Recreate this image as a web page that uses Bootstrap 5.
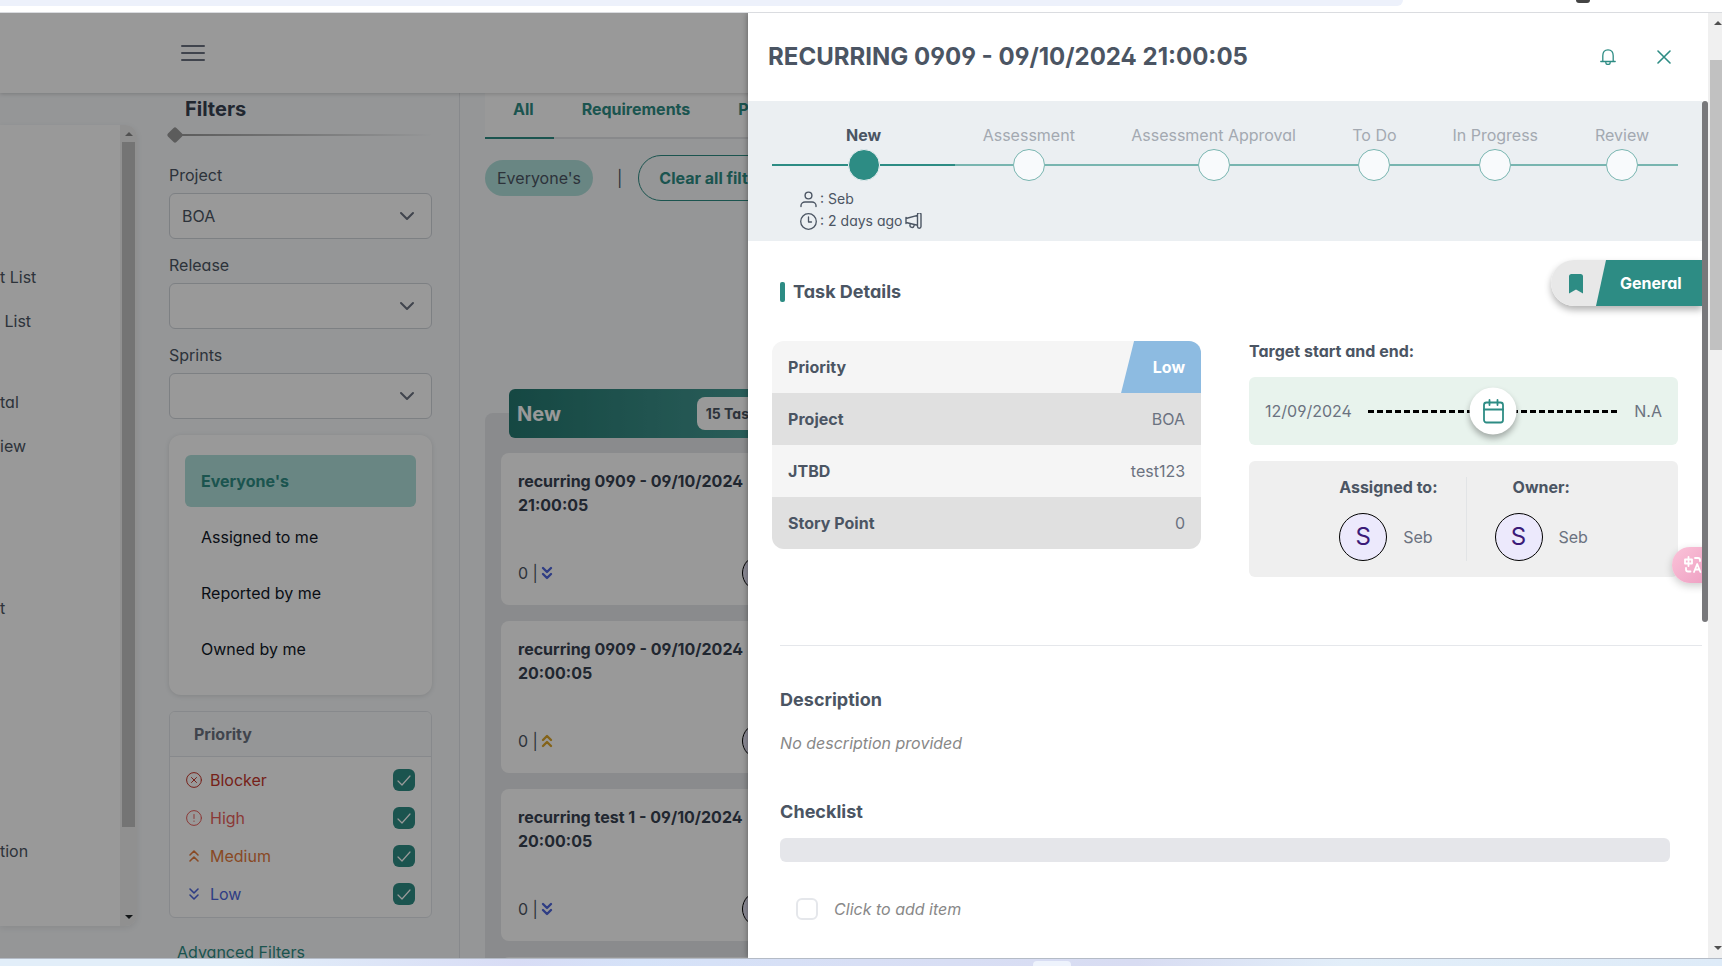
<!DOCTYPE html>
<html lang="en">
<head>
<meta charset="utf-8">
<meta name="viewport" content="width=device-width, initial-scale=1">
<title>Recurring 0909</title>
<link rel="stylesheet" href="https://cdn.jsdelivr.net/npm/bootstrap@5.3.0/dist/css/bootstrap.min.css">
<style>
:root { --teal:#2d8c84; --ink:#4b5563; --ink-soft:#6b7280; --edge:#d1d5db; }
body { font-family:Inter,"Noto Sans",sans-serif; font-feature-settings:"cv02","cv03","cv04","cv11"; font-size:16px; line-height:24px; color:var(--ink); background:#fff; }
a { text-decoration:none; color:inherit; }
svg { display:block; flex:none; fill:none; stroke:currentColor; stroke-linecap:round; stroke-linejoin:round; }

/* browser edges */
.chrome-top { flex:none; height:13px; border-bottom:1px solid #dadce0; }
.omnibox { width:81.5%; height:6px; background:#edf1fb; border-bottom-right-radius:16px; }
.chrome-icon { width:14px; height:3px; background:#444; border-radius:0 0 4px 4px; margin-left:173px; }
.chrome-bottom { flex:none; height:8px; border-top:1px solid #b4bbc6; background:linear-gradient(90deg,#e2eef9 0%,#e2eef9 14%,#d8dcf5 30%,#d5e2f8 37%,#d8dff5 50%,#d8dcf2 66%,#e2eef9 78%,#deebf8 100%); }
.taskbar-chip { width:38px; height:5px; background:#eef3fc; border-radius:4px 4px 0 0; margin-left:60%; }

/* page scrollbar */
.page-scroll { width:14px; background:#f0f0f0; padding:8px 0 8px 2px; color:#505050; }
.page-scroll .thumb { height:290px; background:#c1c1c1; margin-top:35px; }
.arrow { flex:none; width:0; height:0; border:4px solid transparent; border-top:0; border-bottom:4px solid currentColor; }
.arrow.down { border-top:4px solid currentColor; border-bottom:0; }

/* application page */
.app-page { background:#f8fafc; }
.app-bar { height:80px; background:#fff; padding-left:181px; box-shadow:0 1px 4px rgba(0,0,0,.18); z-index:1; }
.app-bar .btn { color:var(--ink-soft); }
.side-nav { width:137px; height:801px; margin-top:32px; background:#fff; border-radius:0 12px 12px 0; box-shadow:0 2px 6px rgba(0,0,0,.08); overflow:hidden; }
.side-nav a { display:block; height:44px; line-height:44px; white-space:pre; }
.side-nav .links { padding-top:130px; }
.side-nav .track { width:17px; background:#f0f0f0; color:#888; padding:7px 0; }
.side-nav .thumb { width:13px; height:685px; background:#c1c1c1; margin-top:6px; }
.sp-1 { margin-top:37px; } .sp-2 { margin-top:118px; } .sp-3 { margin-top:199px; }
.filters { width:323px; padding:0 27px 0 32px; border-right:1px solid #e2e5e9; }
.filters h2 { font-size:20px; line-height:32px; font-weight:700; color:#374151; margin:0 0 0 16px; }
.rule { height:16px; margin:2px 0 20px; }
.rule i { width:12px; height:12px; border-radius:2px; background:#9a9a9a; transform:rotate(45deg); }
.rule span { height:2px; background:linear-gradient(90deg,#9a9a9a,#f8fafc); }
.filters .form-label { display:block; margin:0 0 6px; }
.filters .form-select { height:46px; border:1px solid var(--edge); border-radius:6px; padding:0 12px; color:var(--ink); margin-bottom:14px; background:#fff url("data:image/svg+xml,%3Csvg xmlns='http://www.w3.org/2000/svg' viewBox='0 0 16 10'%3E%3Cpath d='M2 2l6 6 6-6' fill='none' stroke='%236b7280' stroke-width='2' stroke-linecap='round' stroke-linejoin='round'/%3E%3C/svg%3E") no-repeat right 16px center/16px 10px; }
.people { background:#fff; border-radius:12px; padding:20px 16px; height:260px; margin-top:16px; box-shadow:0 1px 5px rgba(0,0,0,.12); }
.people button { height:52px; border:0; border-radius:6px; padding:0 16px; text-align:left; background:none; color:#111827; }
.people button.on { background:#b0dfda; color:var(--teal); font-weight:700; }
.prio { border:1px solid #e2e5ea; border-radius:6px; margin-top:16px; overflow:hidden; background:#fff; }
.prio h3 { font-size:16px; line-height:44px; font-weight:700; color:var(--ink-soft); margin:0; padding-left:24px; background:#f8fafc; border-bottom:1px solid #e2e5ea; }
.prio label { height:38px; padding:0 16px; }
.prio .form-check-input { width:22px; height:22px; border-radius:6px; margin:0; border:0; background:var(--teal) url("data:image/svg+xml,%3Csvg xmlns='http://www.w3.org/2000/svg' viewBox='0 0 22 22'%3E%3Cpath d='M5 12l4 4 8-9' fill='none' stroke='%23fff' stroke-width='1.2' stroke-linecap='round' stroke-linejoin='round'/%3E%3C/svg%3E") center/22px 22px no-repeat; }
.p-blocker { color:#c5372c; } .p-high { color:#e85f5c; } .p-medium { color:#e57a3c; } .p-low { color:#4f67dd; } .p-mid { color:#dca62a; }
.adv { color:var(--teal); margin:22px 0 0 8px; }

.board { padding-left:25px; min-width:0; }
.tabs { height:46px; background:#fff; border-bottom:2px solid #e3e5e8; font-weight:700; color:var(--teal); }
.tabs a { height:46px; padding:4px 20px 0 28px; border-bottom:2px solid transparent; }
.tabs a.on { border-color:var(--teal); }
.chips { margin-top:16px; }
.chip-tag { background:#b0dfda; border-radius:18px; height:36px; line-height:36px; padding:0 12px; }
.clear-btn { height:46px; border:1px solid var(--teal); border-radius:23px; background:none; color:var(--teal); font-weight:700; padding:0 20px; }
.lane { display:flow-root; width:326px; background:#e6e8eb; border-radius:8px; margin-top:212px; padding:0 16px; height:600px; }
.lane-head { height:49px; margin:-24px 8px 15px; background:linear-gradient(90deg,#247870,#4aa09a); border-radius:6px; padding:0 13px 0 8px; color:#fff; font-size:20px; font-weight:700; }
.lane-head span { height:33px; line-height:33px; border-radius:8px; background:#fff; color:var(--ink); font-size:14px; padding:0 9px; }
.task { background:#fff; border-radius:8px; height:152px; padding:16px 17px 14px; margin-bottom:16px; }
.task h4 { font-size:16px; line-height:24px; font-weight:700; color:#374151; margin:0; }
.ava { width:36px; height:36px; border:1px solid #000; border-radius:50%; background:#ece9fc; color:#3b1a78; line-height:34px; text-align:center; }
.dim { background:rgba(0,0,0,.4); z-index:2; }

/* task drawer */
.drawer { width:56.2%; background:#fff; z-index:3; box-shadow:0 0 6px rgba(0,0,0,.4); overflow:hidden; }
.drawer-head { height:88px; padding:0 37px 0 20px; gap:41px; color:var(--teal); }
.drawer-head h1 { font-size:24px; line-height:32px; font-weight:700; color:var(--ink); margin:0; }
.drawer-head button { border:0; background:none; padding:0; color:var(--teal); }
.drawer-body { padding-right:6px; }
.thumb-in { right:0; top:88px; width:6px; height:521px; border-radius:3px; background:#78787b; z-index:6; }
.steps { background:#ebeff2; height:140px; padding:22px 24px 0; }
.steps ol { display:grid; grid-template-columns:183fr 148fr 222fr 100fr 142fr 112fr; list-style:none; margin:0; padding:0; }
.steps li { text-align:center; color:#a3a9b1; white-space:nowrap; }
.steps li.on { color:var(--ink); font-weight:700; }
.node { margin-top:2px; }
.node::before, .node::after { content:""; flex:1; height:2px; background:#78b5b0; }
.node i { width:32px; height:32px; border:1px solid #78b5b0; border-radius:50%; background:#f8fafc; }
.on .node::before, .on .node::after { background:var(--teal); }
.on .node i { border-color:#ebeff2; background:var(--teal); }
.stepinfo { margin:7px 0 0 28px; font-size:14px; line-height:22px; gap:3px; }
.title-row { padding:19px 0 0 32px; height:100px; }
.title-row h2, .sect { font-size:18px; line-height:24px; font-weight:700; margin:0; }
.title-row h2 { margin-top:20px; gap:8px; }
.title-row h2::before { content:""; width:5px; height:20px; border-radius:2px; background:var(--teal); }
.ribbon { width:151px; height:46px; border-radius:23px 0 0 23px; background:#e8e8e8; overflow:hidden; color:var(--teal); padding-left:18px; }
.ribbon svg { margin-top:2px; }
.ribbon-box { border-radius:23px 0 0 23px; box-shadow:0 4px 7px rgba(0,0,0,.3); height:46px; }
.ribbon b { height:46px; line-height:46px; width:106px; padding-left:24px; background:var(--teal); color:#fff; font-weight:700; clip-path:polygon(10px 0,100% 0,100% 100%,0 100%); }
.facts { padding:0 24px; gap:48px; }
.facts > div { flex:1 1 0; }
.facts table { width:100%; border-radius:12px; overflow:hidden; border-collapse:collapse; }
.facts tr { height:52px; background:#f5f5f5; }
.facts tr:nth-child(even) { background:#e0e0e0; }
.facts th { padding:0 16px; font-weight:700; }
.facts td { padding:0 16px 0 0; text-align:right; color:var(--ink-soft); }
.facts td.lowcell { padding:0; }
.lowtag { display:inline-block; height:52px; line-height:52px; width:80px; padding-right:16px; background:#8dbbe1; color:#fff; font-weight:700; clip-path:polygon(13px 0,100% 0,100% 100%,0 100%); vertical-align:top; }
.span-label { font-weight:700; line-height:20px; }
.dates { background:#e8f3ed; height:68px; border-radius:6px; padding:0 16px; margin:16px 0; gap:16px; color:var(--ink-soft); }
.dash { height:3px; background:repeating-linear-gradient(90deg,#000 0 6px,transparent 6px 9px); }
.cal { width:47px; height:47px; border-radius:50%; background:#fff; color:var(--teal); left:50%; top:50%; transform:translate(-50%,-50%); box-shadow:0 4px 6px rgba(0,0,0,.3); }
.crew { background:#efefef; height:116px; border-radius:6px; padding:16px; color:var(--ink-soft); }
.crew > div { padding:0 28px; }
.crew > div:first-child { border-right:1px solid #e2e4e6; }
.crew h3 { font-size:16px; line-height:20px; font-weight:700; margin:0 0 16px; color:var(--ink); }
.crew .ava { width:48px; height:48px; line-height:46px; font-size:24px; }
.transl { right:0; top:534px; width:36px; height:36px; border-radius:18px 0 0 18px; background:linear-gradient(135deg,#fbc3d9,#ee9fc2); box-shadow:0 3px 8px rgba(0,0,0,.2); color:#fff; z-index:5; border:0; padding:0 0 0 12px; }
.lower { margin-left:32px; border-top:1px solid #e5e7eb; margin-top:68px; padding-top:42px; }
.lower em { color:#888; }
.sect + p { margin:19px 0 45px; }
.bar { height:24px; border-radius:6px; background:#e5e6ea; margin:14px 32px 35px 0; }
.lower .form-check-input { width:22px; height:22px; border:2px solid #e5e7eb; border-radius:6px; margin:0; }
</style>
</head>
<body>
<div class="vh-100 d-flex flex-column overflow-hidden">
  <div class="chrome-top d-flex"><div class="omnibox flex-shrink-0"></div><div class="chrome-icon flex-shrink-0"></div></div>

  <div class="d-flex flex-grow-1" style="min-height:0">
    <div class="flex-grow-1 position-relative overflow-hidden">
      <div class="app-page h-100 overflow-hidden d-flex flex-column">
        <header class="app-bar d-flex align-items-center flex-shrink-0 position-relative">
          <button class="btn p-0 border-0" aria-label="Menu"><svg width="24" height="18" viewBox="0 0 24 18" stroke-width="2"><path d="M1 2h22M1 9h22M1 16h22"/></svg></button>
        </header>
        <div class="d-flex">
          <nav class="side-nav d-flex flex-shrink-0">
            <div class="links flex-grow-1"><a href="#">t List</a><a href="#"> List</a><a href="#" class="sp-1">tal</a><a href="#">iew</a><a href="#" class="sp-2">t</a><a href="#" class="sp-3">tion</a></div>
            <div class="track d-flex flex-column align-items-center"><i class="arrow"></i><div class="thumb"></div><i class="arrow down mt-auto text-dark"></i></div>
          </nav>
          <aside class="filters flex-shrink-0">
            <h2>Filters</h2>
            <div class="rule d-flex align-items-center"><i></i><span class="flex-grow-1"></span></div>
            <label class="form-label" for="f1">Project</label><select class="form-select" id="f1"><option>BOA</option></select>
            <label class="form-label" for="f2">Release</label><select class="form-select" id="f2"><option></option></select>
            <label class="form-label" for="f3">Sprints</label><select class="form-select" id="f3"><option></option></select>
            <div class="people d-flex flex-column gap-1"><button class="on">Everyone's</button><button>Assigned to me</button><button>Reported by me</button><button>Owned by me</button></div>
            <section class="prio"><h3>Priority</h3><div class="py-1">
              <label class="p-blocker d-flex align-items-center gap-2"><svg width="16" height="16" viewBox="0 0 16 16"><circle cx="8" cy="8" r="7.4"/><path d="M5.5 5.5l5 5M10.5 5.5l-5 5"/></svg>Blocker<input type="checkbox" class="form-check-input ms-auto" checked></label>
              <label class="p-high d-flex align-items-center gap-2"><svg width="16" height="16" viewBox="0 0 16 16"><circle cx="8" cy="8" r="7.4"/><path d="M8 4.5v4M8 11v.4"/></svg>High<input type="checkbox" class="form-check-input ms-auto" checked></label>
              <label class="p-medium d-flex align-items-center gap-2"><svg width="16" height="16" viewBox="0 0 16 16" stroke-width="1.6"><path d="M4 7l4-4 4 4M4 13l4-4 4 4"/></svg>Medium<input type="checkbox" class="form-check-input ms-auto" checked></label>
              <label class="p-low d-flex align-items-center gap-2"><svg width="16" height="16" viewBox="0 0 16 16" stroke-width="1.6"><path d="M4 3l4 4 4-4M4 9l4 4 4-4"/></svg>Low<input type="checkbox" class="form-check-input ms-auto" checked></label>
            </div></section>
            <a href="#" class="adv d-block">Advanced Filters</a>
          </aside>
          <main class="board flex-grow-1">
            <nav class="tabs d-flex"><a href="#" class="on">All</a><a href="#">Requirements</a><a href="#">Planning</a></nav>
            <div class="chips d-flex align-items-center"><span class="chip-tag">Everyone's</span><span class="ms-4 me-3">|</span><button class="clear-btn">Clear all filters</button></div>
            <section class="lane">
              <div class="lane-head d-flex align-items-center justify-content-between">New<span>15 Tasks</span></div>
              <article class="task d-flex flex-column justify-content-between"><h4>recurring 0909 - 09/10/2024 21:00:05</h4><div class="d-flex align-items-center">0 |<svg class="p-low" width="18" height="16" viewBox="0 0 18 16" stroke-width="2.4"><path d="M5 3l4 4 4-4M5 9l4 4 4-4"/></svg><span class="ava ms-auto">S</span></div></article>
              <article class="task d-flex flex-column justify-content-between"><h4>recurring 0909 - 09/10/2024 20:00:05</h4><div class="d-flex align-items-center">0 |<svg class="p-mid" width="18" height="16" viewBox="0 0 18 16" stroke-width="2.4"><path d="M5 7l4-4 4 4M5 13l4-4 4 4"/></svg><span class="ava ms-auto">S</span></div></article>
              <article class="task d-flex flex-column justify-content-between"><h4>recurring test 1 - 09/10/2024 20:00:05</h4><div class="d-flex align-items-center">0 |<svg class="p-low" width="18" height="16" viewBox="0 0 18 16" stroke-width="2.4"><path d="M5 3l4 4 4-4M5 9l4 4 4-4"/></svg><span class="ava ms-auto">S</span></div></article>
              <article class="task"></article>
            </section>
          </main>
        </div>
      </div>
      <div class="dim position-absolute top-0 start-0 w-100 h-100"></div>

      <section class="drawer position-absolute top-0 end-0 h-100">
        <header class="drawer-head d-flex align-items-center">
          <h1 class="me-auto">RECURRING 0909 - 09/10/2024 21:00:05</h1>
          <button aria-label="Notifications"><svg width="16" height="16" viewBox="0 0 16 16" stroke-width="1.3"><path d="M.8 12.5h14.400M2.800 12.500V6.800C2.800 3 4.500.8 8 .8s5.200 2.200 5.200 6v5.700M5.800 13.500a2.200 2 0 0 0 4.400 0"/></svg></button>
          <button aria-label="Close"><svg width="14" height="14" viewBox="0 0 14 14" stroke-width="1.600"><path d="M1 1l12 12M13 1L1 13"/></svg></button>
        </header>
        <div class="drawer-body">
          <div class="steps">
            <ol>
              <li class="on">New<div class="node d-flex align-items-center"><i></i></div></li>
              <li>Assessment<div class="node d-flex align-items-center"><i></i></div></li>
              <li>Assessment Approval<div class="node d-flex align-items-center"><i></i></div></li>
              <li>To Do<div class="node d-flex align-items-center"><i></i></div></li>
              <li>In Progress<div class="node d-flex align-items-center"><i></i></div></li>
              <li>Review<div class="node d-flex align-items-center"><i></i></div></li>
            </ol>
            <div class="stepinfo d-flex align-items-center"><svg width="17" height="17" viewBox="0 0 17 17" stroke-width="1.400"><circle cx="8.500" cy="4.500" r="3.400"/><path d="M1 15.500v-1C1 12.300 3 11 5 11h7c2 0 4 1.300 4 3.500v1"/></svg>: Seb</div>
            <div class="stepinfo mt-0 d-flex align-items-center"><svg width="17" height="17" viewBox="0 0 17 17" stroke-width="1.300"><circle cx="8.500" cy="8.500" r="7.800"/><path d="M8.500 4v5h3"/></svg>: 2 days ago<svg width="17" height="16" viewBox="0 0 17 16" stroke-width="1.400"><path d="M1 4.500v6M1 5.500l11.500-3.200M1 9.500l11.500 2.800M12.500 1.500a1.500 1.500 0 0 1 3.500 0v12a1.500 1.500 0 0 1-3.500 0zM5 10.700v1.300a2 2 0 0 0 4 .8v-1.200"/></svg></div>
          </div>
          <div class="title-row d-flex justify-content-between">
            <h2 class="d-flex align-items-center align-self-start">Task Details</h2>
            <div class="ribbon-box"><div class="ribbon d-flex align-items-center justify-content-between"><svg width="14" height="20" viewBox="0 0 14 20"><path fill="currentColor" stroke="none" d="M2.500 0h9A2.500 2.500 0 0 1 14 2.500V19.500L7 15.500 0 19.500V2.500A2.500 2.500 0 0 1 2.500 0z"/></svg><b class="flex-shrink-0">General</b></div></div>
          </div>
          <div class="facts d-flex">
            <div>
              <table>
                <tr><th>Priority</th><td class="lowcell"><span class="lowtag">Low</span></td></tr>
                <tr><th>Project</th><td>BOA</td></tr>
                <tr><th>JTBD</th><td>test123</td></tr>
                <tr><th>Story Point</th><td>0</td></tr>
              </table>
            </div>
            <div>
              <div class="span-label">Target start and end:</div>
              <div class="dates d-flex align-items-center">12/09/2024<div class="flex-grow-1 position-relative"><div class="dash"></div><span class="cal position-absolute d-flex align-items-center justify-content-center"><svg width="22" height="26" viewBox="0 0 22 26" stroke-width="1.800"><rect x="1.500" y="4" width="19" height="20" rx="2.500"/><path d="M1.500 11h19M7 1.500v5M15 1.500v5"/></svg></span></div>N.A</div>
              <div class="crew d-flex justify-content-center">
                <div><h3>Assigned to:</h3><div class="d-flex align-items-center gap-3"><span class="ava">S</span>Seb</div></div>
                <div><h3 class="text-center">Owner:</h3><div class="d-flex align-items-center gap-3"><span class="ava">S</span>Seb</div></div>
              </div>
            </div>
          </div>
          <div class="lower">
            <h3 class="sect">Description</h3>
            <p><em>No description provided</em></p>
            <h3 class="sect">Checklist</h3>
            <div class="bar"></div>
            <label class="d-flex align-items-center gap-3 ms-3"><input type="checkbox" class="form-check-input"><em>Click to add item</em></label>
          </div>
        </div>
        <button class="transl position-absolute" aria-label="Translate"><svg width="18" height="18" viewBox="0 0 18 18" stroke-width="1.800"><path d="M1 3.500h7v4H1zM4.500 1v9M11 2h3a2 2 0 0 1 2 2v1M2 12v1.500a2 2 0 0 0 2 2h2.500M10 16l3.200-8 3.200 8M11 13.500h4.500"/></svg></button>
        <div class="thumb-in position-absolute"></div>
      </section>
    </div>
    <div class="page-scroll d-flex flex-column flex-shrink-0"><i class="arrow ms-1"></i><div class="thumb"></div><i class="arrow down mt-auto ms-1"></i></div>
  </div>
  <div class="chrome-bottom d-flex align-items-end"><div class="taskbar-chip"></div></div>
</div>
<script src="https://cdn.jsdelivr.net/npm/bootstrap@5.3.0/dist/js/bootstrap.bundle.min.js"></script>
</body>
</html>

⁂

**Work required**
Write out exactly the opening lines of the data, stopping after the line that holds "border-top:4px solid currentColor;". Exclude pictures.

**Full response**
Recreate this image as a web page that uses Bootstrap 5.
<!DOCTYPE html>
<html lang="en">
<head>
<meta charset="utf-8">
<meta name="viewport" content="width=device-width, initial-scale=1">
<title>Recurring 0909</title>
<link rel="stylesheet" href="https://cdn.jsdelivr.net/npm/bootstrap@5.3.0/dist/css/bootstrap.min.css">
<style>
:root { --teal:#2d8c84; --ink:#4b5563; --ink-soft:#6b7280; --edge:#d1d5db; }
body { font-family:Inter,"Noto Sans",sans-serif; font-feature-settings:"cv02","cv03","cv04","cv11"; font-size:16px; line-height:24px; color:var(--ink); background:#fff; }
a { text-decoration:none; color:inherit; }
svg { display:block; flex:none; fill:none; stroke:currentColor; stroke-linecap:round; stroke-linejoin:round; }

/* browser edges */
.chrome-top { flex:none; height:13px; border-bottom:1px solid #dadce0; }
.omnibox { width:81.5%; height:6px; background:#edf1fb; border-bottom-right-radius:16px; }
.chrome-icon { width:14px; height:3px; background:#444; border-radius:0 0 4px 4px; margin-left:173px; }
.chrome-bottom { flex:none; height:8px; border-top:1px solid #b4bbc6; background:linear-gradient(90deg,#e2eef9 0%,#e2eef9 14%,#d8dcf5 30%,#d5e2f8 37%,#d8dff5 50%,#d8dcf2 66%,#e2eef9 78%,#deebf8 100%); }
.taskbar-chip { width:38px; height:5px; background:#eef3fc; border-radius:4px 4px 0 0; margin-left:60%; }

/* page scrollbar */
.page-scroll { width:14px; background:#f0f0f0; padding:8px 0 8px 2px; color:#505050; }
.page-scroll .thumb { height:290px; background:#c1c1c1; margin-top:35px; }
.arrow { flex:none; width:0; height:0; border:4px solid transparent; border-top:0; border-bottom:4px solid currentColor; }
.arrow.down { border-top:4px solid currentColor; border-bottom:0; }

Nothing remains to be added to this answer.